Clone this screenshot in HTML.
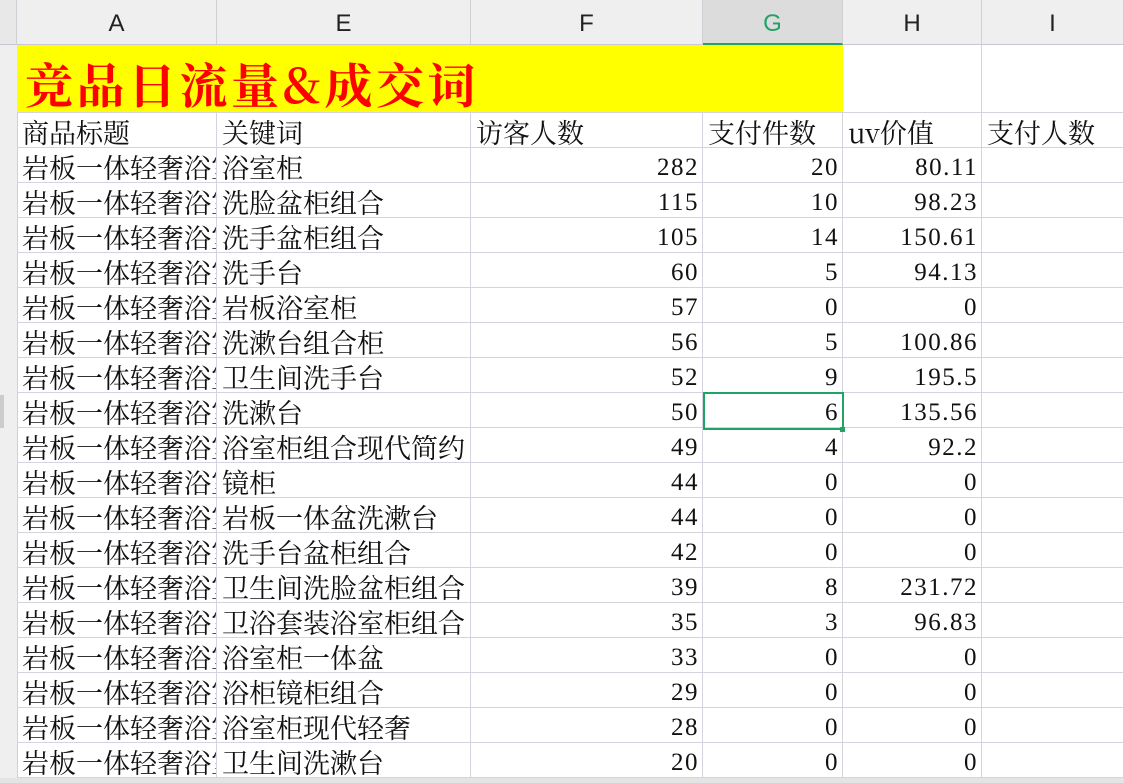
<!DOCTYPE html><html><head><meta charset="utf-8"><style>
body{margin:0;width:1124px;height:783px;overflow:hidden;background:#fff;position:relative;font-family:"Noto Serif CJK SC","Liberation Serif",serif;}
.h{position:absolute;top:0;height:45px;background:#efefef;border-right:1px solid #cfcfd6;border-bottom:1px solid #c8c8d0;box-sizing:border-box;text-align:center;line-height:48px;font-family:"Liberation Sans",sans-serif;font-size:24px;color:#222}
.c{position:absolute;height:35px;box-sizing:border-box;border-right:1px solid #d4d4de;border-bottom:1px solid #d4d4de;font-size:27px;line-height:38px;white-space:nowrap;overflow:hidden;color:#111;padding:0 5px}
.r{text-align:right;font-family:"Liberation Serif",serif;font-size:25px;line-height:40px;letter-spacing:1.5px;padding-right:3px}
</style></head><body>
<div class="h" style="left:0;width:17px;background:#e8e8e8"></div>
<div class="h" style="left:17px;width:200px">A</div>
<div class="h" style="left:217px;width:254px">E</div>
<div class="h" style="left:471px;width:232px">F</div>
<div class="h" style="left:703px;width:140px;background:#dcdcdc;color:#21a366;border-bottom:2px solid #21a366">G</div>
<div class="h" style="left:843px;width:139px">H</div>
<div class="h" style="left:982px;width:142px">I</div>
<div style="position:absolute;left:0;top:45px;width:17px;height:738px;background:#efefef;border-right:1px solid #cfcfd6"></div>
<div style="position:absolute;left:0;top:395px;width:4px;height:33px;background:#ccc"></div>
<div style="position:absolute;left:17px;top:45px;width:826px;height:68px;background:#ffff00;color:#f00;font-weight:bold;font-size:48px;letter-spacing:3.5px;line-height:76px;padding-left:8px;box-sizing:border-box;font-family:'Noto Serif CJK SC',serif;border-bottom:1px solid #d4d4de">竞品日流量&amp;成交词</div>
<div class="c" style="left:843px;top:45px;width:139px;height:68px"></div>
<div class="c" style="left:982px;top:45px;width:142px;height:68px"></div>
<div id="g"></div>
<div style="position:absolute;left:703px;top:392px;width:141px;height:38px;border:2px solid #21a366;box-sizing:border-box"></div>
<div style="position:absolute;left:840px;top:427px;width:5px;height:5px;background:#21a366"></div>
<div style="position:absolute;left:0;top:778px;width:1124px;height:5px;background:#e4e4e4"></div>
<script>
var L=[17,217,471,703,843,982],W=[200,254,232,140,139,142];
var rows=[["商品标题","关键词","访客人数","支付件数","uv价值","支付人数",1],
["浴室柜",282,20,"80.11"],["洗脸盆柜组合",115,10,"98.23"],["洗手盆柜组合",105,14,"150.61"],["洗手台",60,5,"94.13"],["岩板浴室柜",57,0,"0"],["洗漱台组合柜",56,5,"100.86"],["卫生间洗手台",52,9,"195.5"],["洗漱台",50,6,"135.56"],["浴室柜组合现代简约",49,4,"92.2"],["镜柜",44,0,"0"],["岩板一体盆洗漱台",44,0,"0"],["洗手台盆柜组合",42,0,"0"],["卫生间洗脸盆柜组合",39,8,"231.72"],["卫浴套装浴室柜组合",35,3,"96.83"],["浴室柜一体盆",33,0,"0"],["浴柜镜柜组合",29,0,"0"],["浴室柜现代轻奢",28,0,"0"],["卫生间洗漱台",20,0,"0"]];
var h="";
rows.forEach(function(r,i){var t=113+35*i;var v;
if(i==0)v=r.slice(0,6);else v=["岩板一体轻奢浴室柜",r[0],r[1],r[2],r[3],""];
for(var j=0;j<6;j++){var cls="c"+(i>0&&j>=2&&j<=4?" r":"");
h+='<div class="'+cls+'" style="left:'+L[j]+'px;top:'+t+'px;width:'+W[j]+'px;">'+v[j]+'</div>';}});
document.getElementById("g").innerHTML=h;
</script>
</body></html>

• • • •

* **Exercise directions**: Leave the images out, please, and restate each line word for word.

* **Result of this exercise**:
Clone this screenshot in HTML.
<!DOCTYPE html><html><head><meta charset="utf-8"><style>
body{margin:0;width:1124px;height:783px;overflow:hidden;background:#fff;position:relative;font-family:"Noto Serif CJK SC","Liberation Serif",serif;}
.h{position:absolute;top:0;height:45px;background:#efefef;border-right:1px solid #cfcfd6;border-bottom:1px solid #c8c8d0;box-sizing:border-box;text-align:center;line-height:48px;font-family:"Liberation Sans",sans-serif;font-size:24px;color:#222}
.c{position:absolute;height:35px;box-sizing:border-box;border-right:1px solid #d4d4de;border-bottom:1px solid #d4d4de;font-size:27px;line-height:38px;white-space:nowrap;overflow:hidden;color:#111;padding:0 5px}
.r{text-align:right;font-family:"Liberation Serif",serif;font-size:25px;line-height:40px;letter-spacing:1.5px;padding-right:3px}
</style></head><body>
<div class="h" style="left:0;width:17px;background:#e8e8e8"></div>
<div class="h" style="left:17px;width:200px">A</div>
<div class="h" style="left:217px;width:254px">E</div>
<div class="h" style="left:471px;width:232px">F</div>
<div class="h" style="left:703px;width:140px;background:#dcdcdc;color:#21a366;border-bottom:2px solid #21a366">G</div>
<div class="h" style="left:843px;width:139px">H</div>
<div class="h" style="left:982px;width:142px">I</div>
<div style="position:absolute;left:0;top:45px;width:17px;height:738px;background:#efefef;border-right:1px solid #cfcfd6"></div>
<div style="position:absolute;left:0;top:395px;width:4px;height:33px;background:#ccc"></div>
<div style="position:absolute;left:17px;top:45px;width:826px;height:68px;background:#ffff00;color:#f00;font-weight:bold;font-size:48px;letter-spacing:3.5px;line-height:76px;padding-left:8px;box-sizing:border-box;font-family:'Noto Serif CJK SC',serif;border-bottom:1px solid #d4d4de">竞品日流量&amp;成交词</div>
<div class="c" style="left:843px;top:45px;width:139px;height:68px"></div>
<div class="c" style="left:982px;top:45px;width:142px;height:68px"></div>
<div id="g"></div>
<div style="position:absolute;left:703px;top:392px;width:141px;height:38px;border:2px solid #21a366;box-sizing:border-box"></div>
<div style="position:absolute;left:840px;top:427px;width:5px;height:5px;background:#21a366"></div>
<div style="position:absolute;left:0;top:778px;width:1124px;height:5px;background:#e4e4e4"></div>
<script>
var L=[17,217,471,703,843,982],W=[200,254,232,140,139,142];
var rows=[["商品标题","关键词","访客人数","支付件数","uv价值","支付人数",1],
["浴室柜",282,20,"80.11"],["洗脸盆柜组合",115,10,"98.23"],["洗手盆柜组合",105,14,"150.61"],["洗手台",60,5,"94.13"],["岩板浴室柜",57,0,"0"],["洗漱台组合柜",56,5,"100.86"],["卫生间洗手台",52,9,"195.5"],["洗漱台",50,6,"135.56"],["浴室柜组合现代简约",49,4,"92.2"],["镜柜",44,0,"0"],["岩板一体盆洗漱台",44,0,"0"],["洗手台盆柜组合",42,0,"0"],["卫生间洗脸盆柜组合",39,8,"231.72"],["卫浴套装浴室柜组合",35,3,"96.83"],["浴室柜一体盆",33,0,"0"],["浴柜镜柜组合",29,0,"0"],["浴室柜现代轻奢",28,0,"0"],["卫生间洗漱台",20,0,"0"]];
var h="";
rows.forEach(function(r,i){var t=113+35*i;var v;
if(i==0)v=r.slice(0,6);else v=["岩板一体轻奢浴室柜",r[0],r[1],r[2],r[3],""];
for(var j=0;j<6;j++){var cls="c"+(i>0&&j>=2&&j<=4?" r":"");
h+='<div class="'+cls+'" style="left:'+L[j]+'px;top:'+t+'px;width:'+W[j]+'px;">'+v[j]+'</div>';}});
document.getElementById("g").innerHTML=h;
</script>
</body></html>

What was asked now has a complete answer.